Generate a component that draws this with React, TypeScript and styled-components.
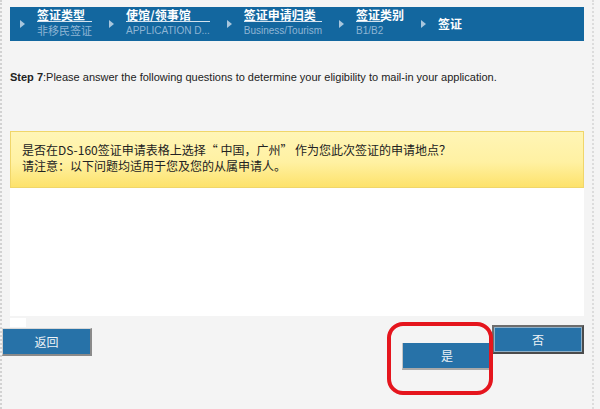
import styled, { createGlobalStyle } from 'styled-components';

const GlobalStyle = createGlobalStyle`
  body {
    margin: 0;
    background: #f4f4f4;
    font-family: 'Liberation Sans', 'Noto Sans CJK SC', sans-serif;
  }
`;

const Frame = styled.div`
  box-sizing: border-box;
  width: 594px;
  height: 409px;
  border-left: 2px dotted #d2d2d2;
  border-right: 2px dotted #dcdcdc;
  display: flex;
  flex-direction: column;
  overflow: hidden;
`;

const Content = styled.div`
  padding: 7px 8px 0 8px;
`;

const Crumbs = styled.nav`
  height: 34px;
  background: #13679f;
  display: flex;
  align-items: center;
  gap: 17px;
  padding-left: 10px;
`;

const Crumb = styled.div`
  display: flex;
  align-items: center;
  gap: 12px;
`;

const Arrow = styled.span`
  width: 0;
  height: 0;
  border-left: 5px solid #a8c6dd;
  border-top: 4px solid transparent;
  border-bottom: 4px solid transparent;
`;

const Labels = styled.div`
  display: flex;
  flex-direction: column;
  align-items: flex-start;
`;

const Title = styled.span`
  color: #fff;
  font-family: 'Noto Sans CJK SC', sans-serif;
  font-weight: 700;
  font-size: 12px;
  line-height: 12px;
`;

const Sub = styled.span<{ $cjk?: boolean }>`
  display: inline-block;
  border-top: 1px solid #d5e3ee;
  color: #8fb5d4;
  font-family: ${(p) =>
    p.$cjk ? "'Noto Sans CJK SC', sans-serif" : "'Liberation Sans', sans-serif"};
  font-size: ${(p) => (p.$cjk ? '11px' : '10px')};
  line-height: 17px;
`;

const StepText = styled.p`
  margin: 29px 0 0;
  font-size: 11px;
  line-height: 14px;
  color: #222;
  b {
    font-weight: 700;
  }
`;

const Notice = styled.div`
  margin-top: 47px;
  box-sizing: border-box;
  height: 57px;
  padding: 10px 12px 0 11px;
  border: 1px solid #f0d66a;
  background: linear-gradient(#fff5b6 0%, #fff1a2 55%, #fde26b 100%);
  font-family: 'Noto Sans CJK SC', sans-serif;
  font-size: 12px;
  line-height: 16px;
  color: #222;
`;

const Panel = styled.div`
  position: relative;
  height: 128px;
  background: #fff;
  &::after {
    content: '';
    position: absolute;
    left: 0;
    bottom: -11px;
    width: 16px;
    height: 9px;
    background: #fff;
  }
`;

const ButtonRow = styled.div`
  display: flex;
  align-items: flex-start;
  padding-right: 8px;
`;

const Button = styled.button`
  box-sizing: border-box;
  background: #2772a8;
  color: #eef3f7;
  font-family: 'Noto Sans CJK SC', sans-serif;
  font-size: 12px;
  padding: 0;
  cursor: pointer;
`;

const BackButton = styled(Button)`
  margin-top: 12px;
  width: 90px;
  height: 28px;
  border: none;
  border-top: 1px solid #d8d8d8;
  border-left: 1px solid #cfcfcf;
  border-right: 2px solid #8a8a8a;
  border-bottom: 2px solid #8a8a8a;
`;

const YesWrap = styled.div`
  position: relative;
  margin-top: 27px;
  margin-left: auto;
  margin-right: 1px;
  &::after {
    content: '';
    position: absolute;
    inset: -21px -2px -25px -15px;
    border: 4px solid #e5151d;
    border-radius: 16px;
    pointer-events: none;
  }
`;

const YesButton = styled(Button)`
  display: block;
  width: 89px;
  height: 27px;
  border: none;
  border-left: 1px solid #c4c4c4;
  border-bottom: 2px solid #a9a9a9;
`;

const NoButton = styled(Button)`
  margin-top: 9px;
  width: 92px;
  height: 29px;
  border: 2px solid #4b4b4b;
  border-top-color: #6d6d6d;
  border-left-color: #6d6d6d;
  box-shadow: inset 0 0 0 1px #8fb0c8;
`;

const steps = [
  { title: '签证类型', sub: '非移民签证', cjk: true },
  { title: '使馆/领事馆', sub: 'APPLICATION D...' },
  { title: '签证申请归类', sub: 'Business/Tourism' },
  { title: '签证类别', sub: 'B1/B2' },
  { title: '签证' },
];

export default function App() {
  return (
    <>
      <GlobalStyle />
      <Frame>
        <Content>
          <Crumbs>
            {steps.map((s) => (
              <Crumb key={s.title}>
                <Arrow />
                <Labels>
                  <Title>{s.title}</Title>
                  {s.sub && <Sub $cjk={s.cjk}>{s.sub}</Sub>}
                </Labels>
              </Crumb>
            ))}
          </Crumbs>
          <StepText>
            <b>Step 7</b>:Please answer the following questions to determine your
            eligibility to mail-in your application.
          </StepText>
          <Notice>
            是否在DS-160签证申请表格上选择“ 中国，广州” 作为您此次签证的申请地点？
            <br />
            请注意：以下问题均适用于您及您的从属申请人。
          </Notice>
          <Panel />
        </Content>
        <ButtonRow>
          <BackButton>返回</BackButton>
          <YesWrap>
            <YesButton>是</YesButton>
          </YesWrap>
          <NoButton>否</NoButton>
        </ButtonRow>
      </Frame>
    </>
  );
}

◆ ◆ ◆ ◆

Your goal ▸
Report only the number of lines in the listing that contain the word "components".

Answer to this task ▸
2